Providing Support During Treatment
It is well known that in treating cancer, mind over matter is often the key to a successful response to treatments such as chemotherapy, radiation therapy and nutritional therapy, even surgical removal, if needed. Keeping the patient in good spirits and providing adequate support will often lessen the fears associated with having the disease. This will in turn improve the response and recovery time of the cancer treatment. Despite a desire to live independently, the elderly person may need some assistance with normal household duties or errands like getting to and from doctor appointments and scheduled treatments. It's important that either the elderly person's family get involved or that a nursing care plan be put into effect that supplies whatever extra support is needed. An elderly person should not be left to face cancer alone.

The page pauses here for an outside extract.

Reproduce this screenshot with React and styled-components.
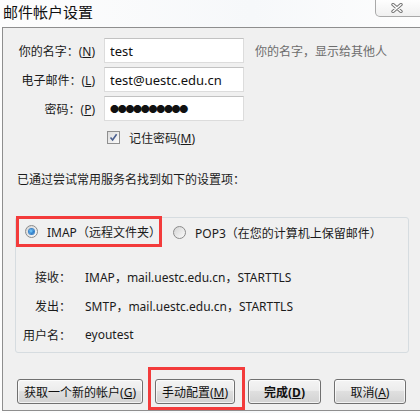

The best in cancer treatment
Close physician-managed cancer treatment is the best, most effective choice. This is to offset any potential hazards associated with treatments for any other health conditions. Quality of life is an important factor that needs to be taken into account before starting a new regimen of treatment of an elderly person.

Many traditional and alternative treatments are very successful in providing a cure or keeping the cancer in remission for years, giving the elderly person an excellent outlook on the future and a good quality of life. A carefully managed medical plan carried out by a supportive Oncology team and loving friends and family will help make this challenging time turn out for the best for the elderly person dealing with cancer.